Proud Cornishman, locally born Aiden Blakely-May, is the new Head Chef at Rastella, the Three AA Rosette Restaurant in the luxury Four AA Star Boutique Hotel, Merchants Manor. Rastella is Falmouth’s Highest Awarded Restaurant.
After working in London and quality restaurants across the county, including double rosette awarded Samphire Restaurant in Falmouth, Aiden joined Rastella as sous chef four years ago and has steadily progressed to his new position. With a genuine passion for street food and a fascination for
ancient cooking techniques, he leads a team using ancient techniques in modern ways to produce great food. Examples of this include fermenting home grown Cornish chillis to make sriracha, working the restaurant’s five-year-old yeast for sourdough and making Rastella’s own mirin and soy sauces for pickling and curing meats.
“To some fermenting is the latest thing, the fashionable way of enticing diners always looking for something new – to others it’s one of the oldest cooking methods, that’s just been overlooked for a few hundred years or so,” explains Aiden. “A lot of the food and drink we consume is the result of a fermentation process – we just don’t see that. Mead is perhaps the oldest drink made in Britain by the fermentation process – but so is beer and even sourdough bread. Yoghurt, Salami, cheese – the list is almost endless. Fermentation is hiding in clear view in foods we eat nearly every day. We are just extending its reach a little.”

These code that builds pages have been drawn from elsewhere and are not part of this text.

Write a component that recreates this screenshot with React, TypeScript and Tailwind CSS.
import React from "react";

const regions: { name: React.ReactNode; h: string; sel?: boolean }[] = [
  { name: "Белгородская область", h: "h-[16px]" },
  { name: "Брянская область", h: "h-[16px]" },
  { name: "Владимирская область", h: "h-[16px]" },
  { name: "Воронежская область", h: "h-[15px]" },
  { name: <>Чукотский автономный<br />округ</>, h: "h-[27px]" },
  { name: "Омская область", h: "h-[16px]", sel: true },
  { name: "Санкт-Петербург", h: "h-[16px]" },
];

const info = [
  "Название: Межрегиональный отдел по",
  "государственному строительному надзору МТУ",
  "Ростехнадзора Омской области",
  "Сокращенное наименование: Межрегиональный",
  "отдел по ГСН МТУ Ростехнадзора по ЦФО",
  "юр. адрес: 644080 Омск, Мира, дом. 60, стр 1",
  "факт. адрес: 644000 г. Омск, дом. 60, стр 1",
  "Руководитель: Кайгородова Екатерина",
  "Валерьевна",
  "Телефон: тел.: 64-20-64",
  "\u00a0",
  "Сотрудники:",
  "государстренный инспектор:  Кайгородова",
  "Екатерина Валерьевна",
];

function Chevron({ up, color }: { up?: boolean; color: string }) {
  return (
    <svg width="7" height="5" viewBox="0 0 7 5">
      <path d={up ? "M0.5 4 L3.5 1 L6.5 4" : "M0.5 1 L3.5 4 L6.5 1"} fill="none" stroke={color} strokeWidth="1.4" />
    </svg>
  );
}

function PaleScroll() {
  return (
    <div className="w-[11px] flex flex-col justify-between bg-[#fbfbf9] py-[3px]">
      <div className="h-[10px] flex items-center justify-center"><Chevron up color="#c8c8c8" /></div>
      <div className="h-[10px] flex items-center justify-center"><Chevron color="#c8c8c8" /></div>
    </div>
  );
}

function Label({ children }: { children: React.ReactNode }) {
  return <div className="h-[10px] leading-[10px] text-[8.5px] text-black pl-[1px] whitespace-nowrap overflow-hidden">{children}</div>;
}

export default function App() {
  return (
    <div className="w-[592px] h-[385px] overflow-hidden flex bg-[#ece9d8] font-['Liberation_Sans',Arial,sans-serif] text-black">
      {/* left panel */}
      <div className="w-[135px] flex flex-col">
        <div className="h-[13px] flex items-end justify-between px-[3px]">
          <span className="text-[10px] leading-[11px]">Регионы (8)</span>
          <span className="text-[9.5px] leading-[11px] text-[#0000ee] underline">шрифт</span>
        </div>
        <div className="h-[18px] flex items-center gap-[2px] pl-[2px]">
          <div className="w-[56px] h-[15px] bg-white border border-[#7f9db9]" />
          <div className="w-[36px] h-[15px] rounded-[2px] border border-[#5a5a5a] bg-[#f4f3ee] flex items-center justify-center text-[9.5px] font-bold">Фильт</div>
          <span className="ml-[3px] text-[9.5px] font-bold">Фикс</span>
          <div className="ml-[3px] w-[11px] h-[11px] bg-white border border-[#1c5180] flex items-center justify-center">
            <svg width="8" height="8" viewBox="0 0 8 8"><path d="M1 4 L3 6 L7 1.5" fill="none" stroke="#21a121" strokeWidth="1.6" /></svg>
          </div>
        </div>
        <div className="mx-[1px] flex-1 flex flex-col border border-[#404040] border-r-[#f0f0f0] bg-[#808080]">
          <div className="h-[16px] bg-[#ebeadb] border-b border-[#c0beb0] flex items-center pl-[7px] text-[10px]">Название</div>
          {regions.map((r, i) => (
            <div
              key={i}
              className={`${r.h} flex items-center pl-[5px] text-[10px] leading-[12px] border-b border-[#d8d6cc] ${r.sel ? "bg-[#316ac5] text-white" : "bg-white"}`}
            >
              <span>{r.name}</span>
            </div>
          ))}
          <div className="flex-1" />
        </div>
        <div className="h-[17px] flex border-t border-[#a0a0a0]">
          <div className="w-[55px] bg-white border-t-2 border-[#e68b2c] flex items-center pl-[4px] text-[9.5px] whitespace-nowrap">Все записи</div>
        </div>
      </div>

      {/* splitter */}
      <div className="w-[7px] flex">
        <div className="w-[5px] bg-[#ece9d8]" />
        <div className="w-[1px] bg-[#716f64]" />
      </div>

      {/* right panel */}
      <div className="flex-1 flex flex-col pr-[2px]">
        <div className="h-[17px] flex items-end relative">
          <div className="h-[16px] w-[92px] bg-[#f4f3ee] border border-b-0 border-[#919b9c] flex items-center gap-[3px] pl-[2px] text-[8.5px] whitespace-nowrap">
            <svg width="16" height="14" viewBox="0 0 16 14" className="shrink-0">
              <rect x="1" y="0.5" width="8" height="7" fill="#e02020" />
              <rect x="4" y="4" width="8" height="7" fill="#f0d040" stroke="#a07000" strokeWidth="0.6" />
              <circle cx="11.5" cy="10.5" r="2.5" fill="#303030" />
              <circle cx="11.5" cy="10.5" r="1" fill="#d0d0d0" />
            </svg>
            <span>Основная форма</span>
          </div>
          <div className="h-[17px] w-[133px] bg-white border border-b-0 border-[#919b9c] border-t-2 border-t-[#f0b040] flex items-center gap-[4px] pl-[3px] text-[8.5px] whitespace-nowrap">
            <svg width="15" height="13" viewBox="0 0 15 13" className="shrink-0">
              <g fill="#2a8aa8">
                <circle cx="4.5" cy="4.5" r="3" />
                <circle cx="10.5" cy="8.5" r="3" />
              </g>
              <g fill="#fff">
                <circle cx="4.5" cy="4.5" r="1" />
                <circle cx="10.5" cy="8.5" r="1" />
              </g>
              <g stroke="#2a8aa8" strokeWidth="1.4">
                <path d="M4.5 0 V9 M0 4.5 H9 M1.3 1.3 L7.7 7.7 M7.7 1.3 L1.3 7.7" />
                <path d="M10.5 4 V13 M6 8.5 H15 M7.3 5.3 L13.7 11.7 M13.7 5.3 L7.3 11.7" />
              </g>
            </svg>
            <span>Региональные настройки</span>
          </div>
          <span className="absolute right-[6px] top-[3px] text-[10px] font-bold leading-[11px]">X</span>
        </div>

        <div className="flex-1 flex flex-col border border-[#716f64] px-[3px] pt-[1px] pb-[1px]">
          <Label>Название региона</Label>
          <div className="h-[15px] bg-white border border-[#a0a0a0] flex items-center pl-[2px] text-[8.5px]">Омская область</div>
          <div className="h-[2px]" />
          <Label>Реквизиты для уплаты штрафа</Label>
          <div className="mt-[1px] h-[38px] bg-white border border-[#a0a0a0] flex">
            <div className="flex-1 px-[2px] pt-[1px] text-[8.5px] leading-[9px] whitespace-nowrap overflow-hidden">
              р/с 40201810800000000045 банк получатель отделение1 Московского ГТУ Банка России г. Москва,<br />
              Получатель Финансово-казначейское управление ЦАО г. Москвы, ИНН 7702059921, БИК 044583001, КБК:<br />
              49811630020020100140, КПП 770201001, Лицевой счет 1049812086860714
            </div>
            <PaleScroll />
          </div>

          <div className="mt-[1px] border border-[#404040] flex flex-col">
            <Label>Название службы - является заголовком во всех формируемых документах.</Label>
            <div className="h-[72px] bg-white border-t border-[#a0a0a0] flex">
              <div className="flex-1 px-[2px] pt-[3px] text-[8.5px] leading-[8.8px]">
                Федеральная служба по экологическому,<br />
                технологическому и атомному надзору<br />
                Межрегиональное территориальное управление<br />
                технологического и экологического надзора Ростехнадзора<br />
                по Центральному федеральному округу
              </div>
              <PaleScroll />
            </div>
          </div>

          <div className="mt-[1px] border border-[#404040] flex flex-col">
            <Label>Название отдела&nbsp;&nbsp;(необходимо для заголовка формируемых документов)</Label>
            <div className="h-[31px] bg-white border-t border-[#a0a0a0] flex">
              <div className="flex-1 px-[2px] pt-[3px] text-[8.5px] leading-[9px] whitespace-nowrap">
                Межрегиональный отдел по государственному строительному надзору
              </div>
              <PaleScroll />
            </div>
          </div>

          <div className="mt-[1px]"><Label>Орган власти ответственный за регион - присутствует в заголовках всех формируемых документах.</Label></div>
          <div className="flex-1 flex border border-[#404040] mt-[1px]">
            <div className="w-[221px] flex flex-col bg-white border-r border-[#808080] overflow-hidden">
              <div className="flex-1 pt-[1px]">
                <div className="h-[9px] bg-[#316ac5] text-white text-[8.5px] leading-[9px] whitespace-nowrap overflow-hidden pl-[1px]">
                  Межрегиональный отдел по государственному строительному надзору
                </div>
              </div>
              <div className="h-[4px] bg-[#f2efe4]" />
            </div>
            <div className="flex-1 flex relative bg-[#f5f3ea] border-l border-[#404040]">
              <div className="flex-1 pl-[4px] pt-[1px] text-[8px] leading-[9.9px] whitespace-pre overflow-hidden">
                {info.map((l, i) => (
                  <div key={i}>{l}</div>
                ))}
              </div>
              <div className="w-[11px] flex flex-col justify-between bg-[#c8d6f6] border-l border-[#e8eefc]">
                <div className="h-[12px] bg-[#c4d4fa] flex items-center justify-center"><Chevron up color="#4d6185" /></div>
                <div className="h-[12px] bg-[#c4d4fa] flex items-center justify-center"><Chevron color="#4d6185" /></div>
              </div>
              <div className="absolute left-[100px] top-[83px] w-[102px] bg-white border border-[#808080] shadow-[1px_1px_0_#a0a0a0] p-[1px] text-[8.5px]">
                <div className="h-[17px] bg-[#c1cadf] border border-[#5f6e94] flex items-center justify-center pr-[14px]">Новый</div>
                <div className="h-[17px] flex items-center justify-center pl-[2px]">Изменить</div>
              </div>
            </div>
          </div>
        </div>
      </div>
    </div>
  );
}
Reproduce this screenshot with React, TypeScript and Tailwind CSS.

“The new menu has been created over several months with these new and exciting dishes, but regular guests, don’t worry,” comments Aiden. “We haven’t abandoned the things that Rastella is famous for; meat and just-landed fish cooked over our red-hot grill for example, foraged foods from secret locations only we know. Everything we present is inspired by nature; every day we learn something new.”
Aiden describes his food style as “pared back elegance packed with flavour.”
“I love Cornwall but had to leave to further my career. Now I’m back I want to lift the lid on what Cornish food really means. Offer Cornwall on a plate where not just the star of the dish but every possible element is from our doorstep. A great example of this would be asparagus, with a warm smoked new potato salad dressed with wild flowers – every ingredient for this dish is from one farm. Our sourdough bread is made with a five-year-old starter fed with the fresh harvest of the week and ancient grains grown and milled on a zero-intervention farm 12 miles down the road.
“We work hard combating the effect of seasonality using the dark art of preservation and fermentation to remove the challenges of hyper seasonality. The Cornish harvest is all about feast or famine with some of the crops lasting only a few weeks. We use artisan techniques to preserve the best at its best. Whether this be using koji to create miso from ancient Cornish grain or preserving Cornish citrus to enjoy the season’s best when the cupboard runs bare in the winter. We work with local artisan producers nose to tail to create a sustainable no waste food chain.”
Aiden is keen to promote his ideas and celebrate local produce and new techniques via a series of guest packages in coming months. The first, Somethings Bubbling, is a two-day course at the hotel. Guests will create their own sourdough starter, bake bread using ancient local grains and create their own Lacto ferments and Amazake (a traditional, sweet, low-alcohol Japanese drink). They will also learn about the process and uses of Koji (the mould used for centuries in Japan to make sake) across a broad range of foods. Prices range from £490 for a couple sharing a King Room, two nights dinner bed and breakfast. Includes three course dinner day one, seven course dinner day two plus breakfast. Anyone wanting to join must call or e-mail the hotel to make a reservation. Course is for a maximum of six guests so personal tuition is guaranteed. Each guest will receive recipe cards, take homes such as the Sourdough Starter – and a certificate.